Festival de la BD d'Angoulême : polémique après l'absence de femmes dans la liste du Grand prix
En lice pour obtenir la prestigieuse récompense, Riad Sattouf a refusé, mardi, sa nomination en guise de protestation.
Le festival d'Angoulême est sous le feu des critiques. Plusieurs professionnels de la bande dessinée se sont insurgés de l'absence de femmes dans la liste des prétendants au Grand prix de l'édition 2016 de l'événement, publiée mardi 5 janvier.
Ce prix a été créé en 1974 pour récompenser l'ensemble de la carrière d'un auteur. Mais il n'a été décerné qu'une fois à une femme, Florence Cestac, en 2000.
"On voudrait décourager les femmes qu'on ne s'y prendrait pas autrement"
Sur son site, le collectif des créatrices de BD contre le sexisme, qui rassemble des professionnelles du secteur, s'insurge. "Nous nous élevons contre cette discrimination évidente, cette négation totale de notre représentativité dans un médium qui compte de plus en plus de femmes", indiquent-elles.
Et de s'interroger sur "le message envoyé aux autrices de bande dessinée. On voudrait les décourager à avoir de l’ambition, à poursuivre leurs efforts, que l’on ne s’y prendrait pas autrement", écrit le collectif, avant d'appeler au boycott des votes pour cette récompense.
Riad Sattouf refuse sa nomination
Ce collectif n'est pas le seul à s'indigner face à la liste retenue par les organisateurs du festival. Sur Twitter, amateurs et professionnels de la bande dessinée ont manifesté leur mécontentement via le mot-dièse #WomenDoBD ("les femmes font de la BD"). Et d'en profiter pour évoquer les œuvres remarquables publiées par des femmes.
Voilà quelques BD que j'ai lues cette année par Fiona Apple, Annie Wu, Linda Medley, Tanx... #womendobd pic.twitter.com/SnSAoLUVuf
— Guillaum sans E (@Grillaum) 5 Janvier 2016
La secrétaire d'Etat chargée des Droits des femmes, Pascale Boistard, a également publié un message sur Twitter, qualifiant de "légitime" la demande de reconnaissance du collectif contre le sexisme.
J'ai reçu en décembre le collectif des créatrices de BD contre le sexisme. Leur demande de reconnaissance est légitime #womendoBD #Angoulème
— Pascale Boistard (@Pascaleboistard) 5 Janvier 2016
Enfin, l'auteur de L'Arabe du futur, Riad Sattouf, lui-même en lice pour le Grand prix, a indiqué sur sa page Facebook qu'il renonçait par avance à la récompense, "gêné" par l'absence de "grandes artistes qui mériteraient d'y être".
Bonjour!
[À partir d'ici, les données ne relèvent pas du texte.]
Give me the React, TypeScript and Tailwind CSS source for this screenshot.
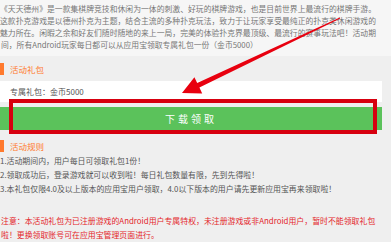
import React from 'react'

const intro = [
  '《天天德州》是一款集棋牌竞技和休闲为一体的刺激、好玩的棋牌游戏，也是目前世界上最流行的棋牌手游。',
  '这款扑克游戏是以德州扑克为主题，结合主流的多种扑克玩法，致力于让玩家享受最纯正的扑克类休闲游戏的',
  '魅力所在。闲暇之余和好友们随时随地的来上一局，完美的体验扑克界最顶级、最流行的赛事玩法吧！活动期',
]

const rules = [
  '1.活动期间内，用户每日可领取礼包1份！',
  '2.领取成功后，登录游戏就可以收到啦！每日礼包数量有限，先到先得啦！',
  '3.本礼包仅限4.0及以上版本的应用宝用户领取，4.0以下版本的用户请先更新应用宝再来领取啦！',
]

function SectionTitle({ children }: { children: React.ReactNode }) {
  return (
    <div className="flex h-[12px] items-center gap-[6px]">
      <span className="h-[12px] w-[4px] bg-[#ff7a2e]" />
      <span className="text-[8.5px] leading-[12px] text-[#ff7a2e]">{children}</span>
    </div>
  )
}

export default function App() {
  return (
    <div
      className="relative h-[242px] w-[391px] overflow-hidden bg-[#efefef]"
      style={{ fontFamily: '"Noto Sans CJK SC", "Noto Sans", sans-serif' }}
    >
      <div className="bg-[#f6f6f6] pt-[3px] pb-[5px] text-[#777]">
        {intro.map((line) => (
          <div
            key={line}
            className="w-[376px] whitespace-nowrap text-justify text-[7.8px] leading-[12px] [text-align-last:justify]"
          >
            {line}
          </div>
        ))}
        <div className="whitespace-nowrap pl-[1px] text-[7.8px] leading-[12px]">
          间，所有Android玩家每日都可以从应用宝领取专属礼包一份（金币5000）
        </div>
      </div>

      <div className="pt-[7px]">
        <SectionTitle>活动礼包</SectionTitle>
      </div>

      <div className="mt-[6px] w-[382px]">
        <div className="flex h-[21px] items-center bg-white pl-[10px] text-[8px] text-[#555]">
          专属礼包：金币5000
        </div>
        <div className="mt-[5px] flex h-[23px] items-center justify-center bg-[#5bc25b] text-[10px] tracking-[3px] text-white">
          下载领取
        </div>
      </div>

      <div className="mt-[10px]">
        <SectionTitle>活动规则</SectionTitle>
      </div>

      <div className="mt-[2px] text-[#555]">
        {rules.map((r) => (
          <div key={r} className="whitespace-nowrap text-[7.9px] leading-[14px]">
            {r}
          </div>
        ))}
      </div>

      <div className="mt-[18px] pl-[1px] text-[#e4262b]">
        <div className="whitespace-nowrap text-[7.9px] leading-[14px]">
          注意：本活动礼包为已注册游戏的Android用户专属特权，未注册游戏或非Android用户，暂时不能领取礼包
        </div>
        <div className="whitespace-nowrap text-[7.9px] leading-[14px]">啦！更换领取账号可在应用宝管理页面进行。</div>
      </div>

      {/* annotation overlay */}
      <div className="pointer-events-none absolute left-[9px] top-[99px] h-[35px] w-[368px] border-[4px] border-[#d7000f]" />
      <svg className="pointer-events-none absolute inset-0" width="391" height="242" viewBox="0 0 391 242">
        <polygon
          points="182,93 202.2,93.4 199.4,87.6 340.2,18.4 339.8,17.6 197.2,83 194.4,77.2"
          fill="#e8000f"
        />
      </svg>
    </div>
  )
}
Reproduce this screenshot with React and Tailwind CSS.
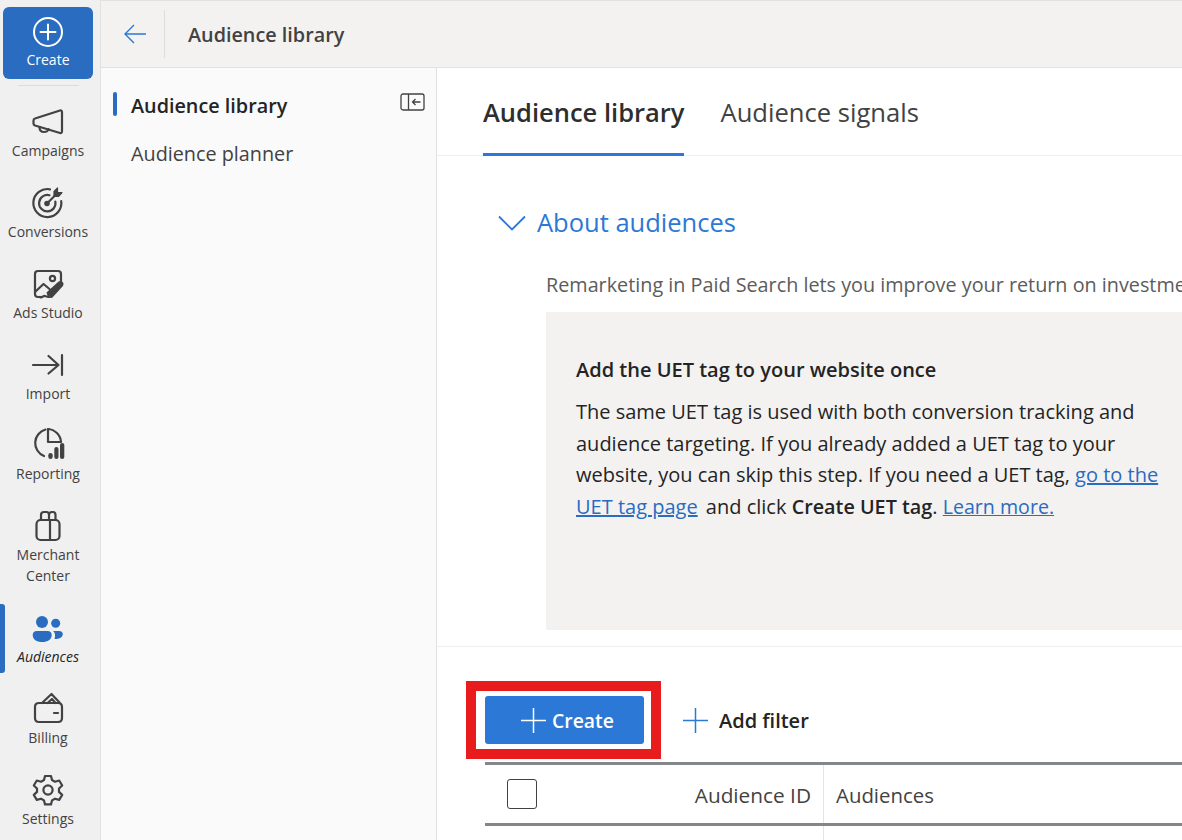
import React from "react";

const ink = "#424242";

function NavIcon({ children }) {
  return (
    <svg width="34" height="34" viewBox="0 0 34 34" fill="none" stroke={ink} strokeWidth="2.200" strokeLinecap="round" strokeLinejoin="round">
      {children}
    </svg>
  );
}

function PlusIcon({ color }) {
  return (
    <svg className="shrink-0" width="25" height="25" viewBox="0 0 25 25" fill="none" stroke={color} strokeWidth="1.500">
      <path d="M12.500 0v25M0 12.500h25" />
    </svg>
  );
}

const navItems = [
  {
    label: "Campaigns",
    icon: (
      <NavIcon>
        <path d="M4 13.500L29 5.500c1-.3 2 .3 2 1.500v19.500c0 1.200-1 1.800-2 1.500L4 20.500c-1.200-.4-1.500-1-1.500-2v-3c0-1 .3-1.700 1.500-2z" />
        <path d="M8.500 22c0 3.500 2 5 4.500 5s4.500-1.500 4.500-3" />
      </NavIcon>
    ),
  },
  {
    label: "Conversions",
    icon: (
      <NavIcon>
        <path d="M19 3.300A14 14 0 1 0 30.200 15" />
        <path d="M18.500 9.300A8.200 8.200 0 1 0 24.300 15.500" />
        <circle cx="16" cy="17.500" r="2.800" fill={ink} stroke="none" />
        <path d="M16.500 17l7-7" />
        <path d="M23 10.500V5.500L26.500 2v4.500H31L27.500 10.500z" fill={ink} strokeWidth="1.200" />
      </NavIcon>
    ),
  },
  {
    label: "Ads Studio",
    icon: (
      <NavIcon>
        <path d="M11 30H7c-1.700 0-3-1.300-3-3V7c0-1.700 1.300-3 3-3h20c1.700 0 3 1.300 3 3v7" />
        <circle cx="21.500" cy="11.500" r="2.600" />
        <path d="M4 25l8.500-8 6 5" />
        <path d="M9 30c2 1.500 3-1.500 5-1s3 1.500 4.500.5" />
        <path d="M17 30.500l-1.500-5L27 15c1.500-1.300 3.500-1.300 4.700 0 1.200 1.300 1 3.200-.2 4.500L21 31z" fill={ink} stroke="none" />
      </NavIcon>
    ),
  },
  {
    label: "Import",
    h: "h-[80px]",
    icon: (
      <NavIcon>
        <path d="M2 17h25.500M17.500 8l10 9-10 8.500M31 7v20" />
      </NavIcon>
    ),
  },
  {
    label: "Reporting",
    icon: (
      <NavIcon>
        <path d="M14.500 1.500A14 14 0 0 0 13 28" />
        <path d="M17 1c7 .5 12.500 6 13 13H17z" />
        <rect x="17.300" y="25" width="4.400" height="6" rx="2.200" fill={ink} stroke="none" />
        <rect x="23.300" y="19" width="4.200" height="12" rx="2.100" fill={ink} stroke="none" />
        <rect x="29" y="15" width="4.300" height="16" rx="2.100" fill={ink} stroke="none" />
      </NavIcon>
    ),
  },
  {
    label: "Merchant Center",
    h: "h-[102px]",
    icon: (
      <NavIcon>
        <rect x="5.500" y="11" width="23" height="20" rx="4" />
        <path d="M19 11v20M10 11V6c0-2 1-3 3-3h2.500c1.500 0 2.500 1 2.500 3v5M18 6c0-2 1-3 3-3h1c1.500 0 2.500 1 2.500 3v5" />
      </NavIcon>
    ),
  },
];

const bottomItems = [
  {
    label: "Billing",
    icon: (
      <NavIcon>
        <path d="M4 15v11c0 2.500 1.500 4 4 4h19c2.500 0 4-1.500 4-4V15c0-2.500-1.500-4-4-4H8c-2.500 0-4 1.500-4 4z" />
        <path d="M11 11l9.500-9 8 8.500M16.500 11l4.500-4 3.500 4" />
        <path d="M23 21h4" />
      </NavIcon>
    ),
  },
  {
    label: "Settings",
    icon: (
      <NavIcon>
        <path d="M14 3h6l1 4 3 1.700 4.200-1.200 3 5-3.200 3v3.400l3.200 3-3 5-4.200-1.200-3 1.700-1 4h-6l-1-4-3-1.700-4.200 1.200-3-5 3.200-3v-3.400l-3.200-3 3-5L10 8.700l3-1.700z" />
        <circle cx="17" cy="17" r="4.600" />
      </NavIcon>
    ),
  },
];

function NavItem({ item }) {
  return (
    <div className={`flex flex-col items-center shrink-0 ${item.h || "h-[81px]"}`}>
      <div className="h-[34px]">{item.icon}</div>
      <span className="text-center text-[14px] leading-[21px] text-[#424242] w-[90px] mt-[1px]">{item.label}</span>
    </div>
  );
}

function Sidebar() {
  return (
    <aside className="relative flex flex-col items-center w-[101px] h-[840px] pr-[4px] bg-[#f0f0f0] border-r border-[#e1e1e1] shrink-0 overflow-hidden">
      <button className="flex flex-col items-center shrink-0 mt-[7px] w-[90px] h-[72px] rounded-[6px] bg-[#2a6cc0] text-white">
        <svg className="mt-[10px]" width="30" height="30" viewBox="0 0 30 30" fill="none" stroke="#fff" strokeWidth="2">
          <circle cx="15" cy="15" r="14" />
          <path d="M15 7.500v15M7.500 15h15" strokeLinecap="round" />
        </svg>
        <span className="text-[14px] leading-[20px] mt-[3px]">Create</span>
      </button>
      <div className="w-[61px] h-px shrink-0 bg-[#dcdcdc] mt-[6px] mb-[19px]" />
      {navItems.map((item) => (
        <NavItem key={item.label} item={item} />
      ))}
      <div className="flex flex-col items-center h-[81px] shrink-0">
        <svg width="34" height="34" viewBox="0 0 34 34" fill="#2a6cc0">
          <circle cx="11" cy="11" r="6" />
          <circle cx="24.700" cy="12.300" r="4.500" />
          <path d="M1.700 24c0-2.500 1.800-4 4-4h11c2.200 0 4 1.500 4 4 0 4.500-4 7-9.500 7s-9.500-2.500-9.500-7z" />
          <path d="M22 20h6c2.200 0 3.800 1.300 3.800 3 0 3-3 5-8.300 5 .5-1.300.700-2.800.500-4.500-.2-1.500-.8-2.600-2-3.500z" />
        </svg>
        <span className="text-[14px] leading-[21px] italic text-[#242424] mt-[1px]">Audiences</span>
      </div>
      {bottomItems.map((item) => (
        <NavItem key={item.label} item={item} />
      ))}
      <span className="absolute left-0 top-[604px] w-[5px] h-[69px] rounded-r-[3px] bg-[#2a6cc0]" />
    </aside>
  );
}

function SubNav() {
  return (
    <nav className="relative w-[336px] shrink-0 bg-[#fafafa] border-r border-[#e1e1e1] pt-[14px]">
      <div className="flex items-center h-[48px] pl-[30px] text-[19.800px] font-semibold text-[#242424]">Audience library</div>
      <div className="flex items-center h-[48px] pl-[30px] text-[19.800px] text-[#424242]">Audience planner</div>
      <span className="absolute left-[12px] top-[24px] w-[4px] h-[24px] rounded-[2px] bg-[#2a6cc0]" />
      <svg className="absolute left-[299px] top-[25px]" width="25" height="18" viewBox="0 0 25 18" fill="none" stroke={ink} strokeWidth="1.300" strokeLinejoin="round">
        <rect x="1" y="1" width="23" height="16" rx="2" />
        <path d="M8.500 1v16M20.500 9h-8M15.500 6l-3 3 3 3" />
      </svg>
    </nav>
  );
}

function Main() {
  return (
    <main className="flex-1 min-w-0 overflow-hidden bg-white">
      <div className="flex h-[88px] pl-[46px] border-b border-[#efefef] gap-[36px]">
        <div className="h-[88px] border-b-[3px] border-[#2b78d6] flex items-center pt-[4px] text-[25.500px] font-semibold text-[#2e2e2e]">Audience library</div>
        <div className="h-[88px] flex items-center pt-[2px] text-[25.600px] text-[#424242]">Audience signals</div>
      </div>
      <div className="flex items-center gap-[11px] pl-[61px] mt-[42px] h-[50px]">
        <svg width="28" height="16" viewBox="0 0 28 16" fill="none" stroke="#2b78d6" strokeWidth="1.800">
          <path d="M1 1.500l13 13 13-13" />
        </svg>
        <span className="text-[25.500px] text-[#2b78d6] mb-[2px]">About audiences</span>
      </div>
      <div className="pl-[109px] mt-[22px] h-[42px] text-[19.800px] leading-[30px] text-[#5c5c5c] whitespace-nowrap">
        Remarketing in Paid Search lets you improve your return on investment by targeting your ads to people who
      </div>
      <div className="ml-[109px] h-[318px] bg-[#f3f2f1] pl-[30px] pt-[41px] text-[20px] leading-[31.500px] text-[#242424] w-[700px]">
        <h3 className="font-semibold leading-[34px] mb-[9px]">Add the UET tag to your website once</h3>
        <p className="w-[600px]">
          The same UET tag is used with both conversion tracking and audience targeting. If you already added a UET tag to your{" "}
          <span>website, you can skip this step. If you need a UET tag,</span>{" "}
          <a className="text-[#2a6cc0] underline">go to the</a>{" "}
          <a className="text-[#2a6cc0] underline">UET tag page</a> <span className="ml-[3px]">and click</span>{" "}
          <b className="font-semibold text-[19.800px]">Create UET tag</b>.{" "}
          <a className="text-[#2a6cc0] underline text-[19.600px]">Learn more.</a>
        </p>
      </div>
      <div className="border-t border-[#efefef] mt-[16px]">
        <div className="flex items-center pl-[29px] mt-[34px] h-[78px]">
          <div className="border-[10px] border-[#e81c1c] bg-white pl-[9px] pr-[7px] py-[5px]">
            <button className="flex items-center gap-[6px] pl-[36px] w-[159px] h-[48px] rounded-[3px] bg-[#2b78d6] text-white text-[19.400px] font-semibold">
              <PlusIcon color="#fff" />
              <span className="pt-[2px]">Create</span>
            </button>
          </div>
          <div className="flex items-center gap-[11px] ml-[22px] text-[20px] font-semibold text-[#242424]">
            <PlusIcon color="#2b78d6" />
            <span className="pt-[2px]">Add filter</span>
          </div>
        </div>
        <div className="ml-[48px] mt-[3px] h-[64px] flex border-y-[3px] border-[#84878a] text-[20.800px] font-medium text-[#424242]">
          <div className="relative w-[339px] flex items-center justify-end pr-[12px] pt-[3px] border-r border-[#e4e4e4]">
            <span className="absolute left-[22px] top-[14px] w-[30px] h-[30px] rounded-[3px] border border-[#424242]" />
            Audience ID
          </div>
          <div className="flex items-center pl-[12px] pt-[3px] text-[20.400px]">Audiences</div>
        </div>
        <div className="ml-[386px] w-px h-[20px] bg-[#e4e4e4]" />
      </div>
    </main>
  );
}

export default function App() {
  return (
    <div className="flex w-[1182px] h-[840px] overflow-hidden font-['Open_Sans',sans-serif]">
      <Sidebar />
      <div className="flex-1 min-w-0 flex flex-col">
        <header className="flex items-center h-[68px] shrink-0 bg-[#f3f2f1] border-y border-[#e1e1e1]">
          <svg className="ml-[23px]" width="22" height="20" viewBox="0 0 22 20" fill="none" stroke="#2b78d6" strokeWidth="1.400">
            <path d="M22 10H1M10 1l-9 9 9 9" />
          </svg>
          <span className="w-px h-[48px] bg-[#dcdcdc] ml-[18px]" />
          <span className="ml-[23px] pt-[2px] text-[19.800px] font-semibold text-[#424242]">Audience library</span>
        </header>
        <div className="flex flex-1 min-h-0">
          <SubNav />
          <Main />
        </div>
      </div>
    </div>
  );
}
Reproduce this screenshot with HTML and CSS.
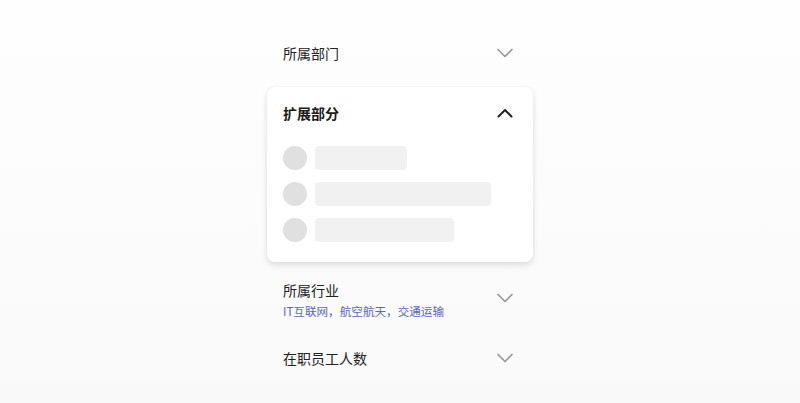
FILE: index.html
```html
<!DOCTYPE html>
<html lang="zh-CN">
<head>
<meta charset="utf-8">
<link rel="stylesheet" href="styles.css">
</head>
<body>
<div class="page">
  <div class="form">
    <div class="row row-single row-first">
      <div class="label">所属部门</div>
      <svg class="chev" viewBox="0 0 24 24"><path d="M5 8.5 L12 15.5 L19 8.5" /></svg>
    </div>

    <div class="card">
      <div class="card-head">
        <div class="card-title">扩展部分</div>
        <svg class="chev chev-up" viewBox="0 0 24 24"><path d="M5.5 15.5 L12 9 L18.5 15.5" /></svg>
      </div>
      <div class="skeleton">
        <div class="sk-row"><span class="sk-dot"></span><span class="sk-bar" style="width:92px"></span></div>
        <div class="sk-row"><span class="sk-dot"></span><span class="sk-bar" style="width:176px"></span></div>
        <div class="sk-row"><span class="sk-dot"></span><span class="sk-bar" style="width:139px"></span></div>
      </div>
    </div>

    <div class="row row-double">
      <div class="text-block">
        <div class="label">所属行业</div>
        <div class="sub">IT互联网，航空航天，交通运输</div>
      </div>
      <svg class="chev" viewBox="0 0 24 24"><path d="M5 8.5 L12 15.5 L19 8.5" /></svg>
    </div>

    <div class="row row-single">
      <div class="label">在职员工人数</div>
      <svg class="chev" viewBox="0 0 24 24"><path d="M5 8.5 L12 15.5 L19 8.5" /></svg>
    </div>
  </div>
</div>
</body>
</html>
```

FILE: styles.css
```css
html, body {
  margin: 0;
  padding: 0;
}
body {
  width: 800px;
  height: 403px;
  overflow: hidden;
  background: linear-gradient(180deg, #fefefe 0%, #fcfcfc 50%, #f9f9f9 100%);
  font-family: "Noto Sans CJK SC", "Noto Sans", sans-serif;
  color: #222;
}
.page {
  display: flex;
  justify-content: center;
  padding-top: 29px;
}
.form {
  width: 266px;
  display: flex;
  flex-direction: column;
}
.row {
  display: flex;
  align-items: center;
  justify-content: space-between;
  padding: 0 16px 0 16px;
}
.row-single {
  height: 48px;
}
.row-double {
  height: 72px;
  align-items: flex-start;
}
.row-double .text-block {
  padding-top: 18px;
}
.row-double .chev {
  align-self: center;
}
.label {
  font-size: 14px;
  line-height: 20px;
  color: #222;
}
.sub {
  font-size: 11.6px;
  line-height: 16px;
  margin-top: 3px;
  color: #5a66c0;
}
.chev {
  width: 24px;
  height: 24px;
  flex: none;
}
.chev path {
  fill: none;
  stroke: #999;
  stroke-width: 1.7;
  stroke-linecap: round;
  stroke-linejoin: round;
}
.chev-up path {
  stroke: #222;
  stroke-width: 2;
}
.card {
  margin-top: 10px;
  background: #fff;
  border-radius: 8px;
  box-shadow: 0 3px 6px rgba(0, 0, 0, 0.13), 0 0 2px rgba(0, 0, 0, 0.05);
  padding: 0 16px 20px 16px;
}
.card-head {
  height: 52px;
  display: flex;
  align-items: center;
  justify-content: space-between;
}
.card-title {
  font-size: 14px;
  line-height: 20px;
  font-weight: 700;
  color: #1a1a1a;
}
.skeleton {
  margin-top: 7px;
  display: flex;
  flex-direction: column;
  gap: 12px;
}
.sk-row {
  display: flex;
  align-items: center;
  gap: 8px;
  height: 24px;
}
.sk-dot {
  width: 24px;
  height: 24px;
  border-radius: 50%;
  background: #e0e0e0;
  flex: none;
}
.sk-bar {
  height: 24px;
  border-radius: 4px;
  background: #f1f1f1;
}
```
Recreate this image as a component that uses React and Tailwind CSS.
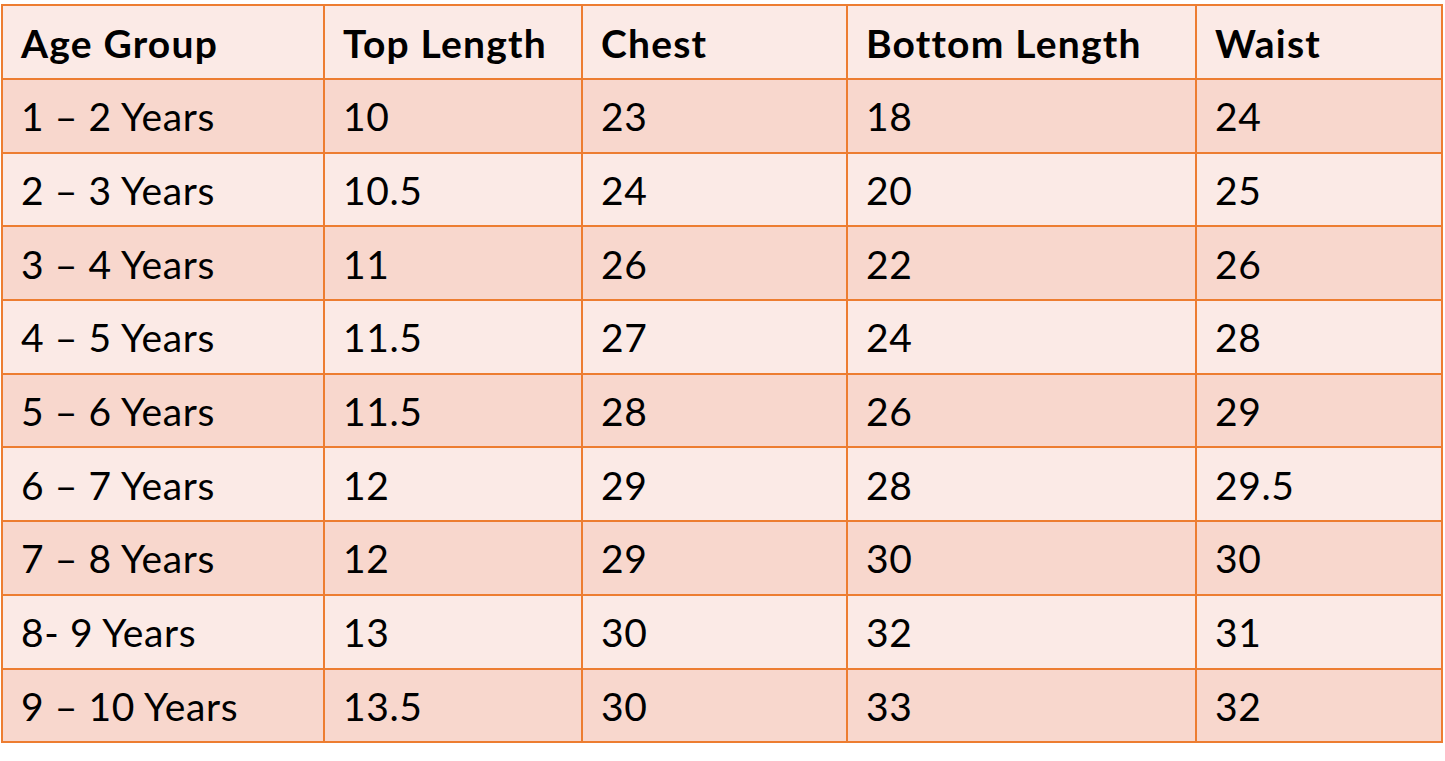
const headers = ["Age Group", "Top Length", "Chest", "Bottom Length", "Waist"];

const rows = [
  ["1 – 2 Years", "10", "23", "18", "24"],
  ["2 – 3 Years", "10.5", "24", "20", "25"],
  ["3 – 4 Years", "11", "26", "22", "26"],
  ["4 – 5 Years", "11.5", "27", "24", "28"],
  ["5 – 6 Years", "11.5", "28", "26", "29"],
  ["6 – 7 Years", "12", "29", "28", "29.5"],
  ["7 – 8 Years", "12", "29", "30", "30"],
  ["8- 9 Years", "13", "30", "32", "31"],
  ["9 – 10 Years", "13.5", "30", "33", "32"],
];

const App = () => {
  return (
    <div className="bg-white w-[1445px] h-[761px] pt-[4px] pl-[1px] font-['Lato',sans-serif] text-black">
      <table className="table-fixed border-collapse w-[1442px]">
        <colgroup>
          <col className="w-[322px]" />
          <col className="w-[258px]" />
          <col className="w-[265px]" />
          <col className="w-[349px]" />
          <col className="w-[246px]" />
        </colgroup>

        <thead>
          <tr className="h-[74px] bg-[#FBEAE6]">
            {headers.map((h) => (
              <th
                key={h}
                className="border-2 border-[#ED7D31] pl-[18px] pt-[2px] text-left font-bold text-[39px] leading-none tracking-[1.2px]"
              >
                {h}
              </th>
            ))}
          </tr>
        </thead>

        <tbody>
          {rows.map((row, i) => (
            <tr
              key={i}
              className={i % 2 === 0 ? "h-[73.7px] bg-[#F8D7CD]" : "h-[73.7px] bg-[#FBEAE6]"}
            >
              {row.map((cell, j) => (
                <td
                  key={j}
                  className="border-2 border-[#ED7D31] pl-[18px] pt-[2px] text-[39px] leading-none tracking-[0.6px]"
                >
                  {cell}
                </td>
              ))}
            </tr>
          ))}
        </tbody>
      </table>
    </div>
  );
};

export default App;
J'ai découvert que j'étais dans la liste des nominés au grand prix du festival d'Angoulême de cette année....
Posté par Riad Sattouf sur mardi 5 janvier 2016
Les organisateurs se défendent
Devant le déferlement de critiques, le festival a fini par réagir. Interrogé par Libération, le délégué général Franck Bondoux s'est dédouané, jugeant que les organisateurs n'étaient pas responsables du manque de femmes dans le milieu de la BD. "L'histoire de la BD jusqu’aux années 80 est essentiellement d’obédience masculine (...) On ne va pas instaurer des quotas. Le critère doit-il être absolument d’avoir des femmes ? Le Festival reflète la réalité de cet univers", a-t-il expliqué, rappelant que d'autres prix étaient plus paritaires.
Atterrée par sa réaction, la dessinatrice Mirion Malle lui a répondu sur Twitter.
Incroyable ! Quelle réaction étonnante ! Sexisme puissance dix mille on adore (non) pic.twitter.com/38elSsMR14
— Mirion Malle (@ohhmarion) January 5, 2016
Bien sûr, tous ces arguments peuvent facilement être balayés rien que par des contre-exemples mais pourquoi s'embêter à réfléchir ??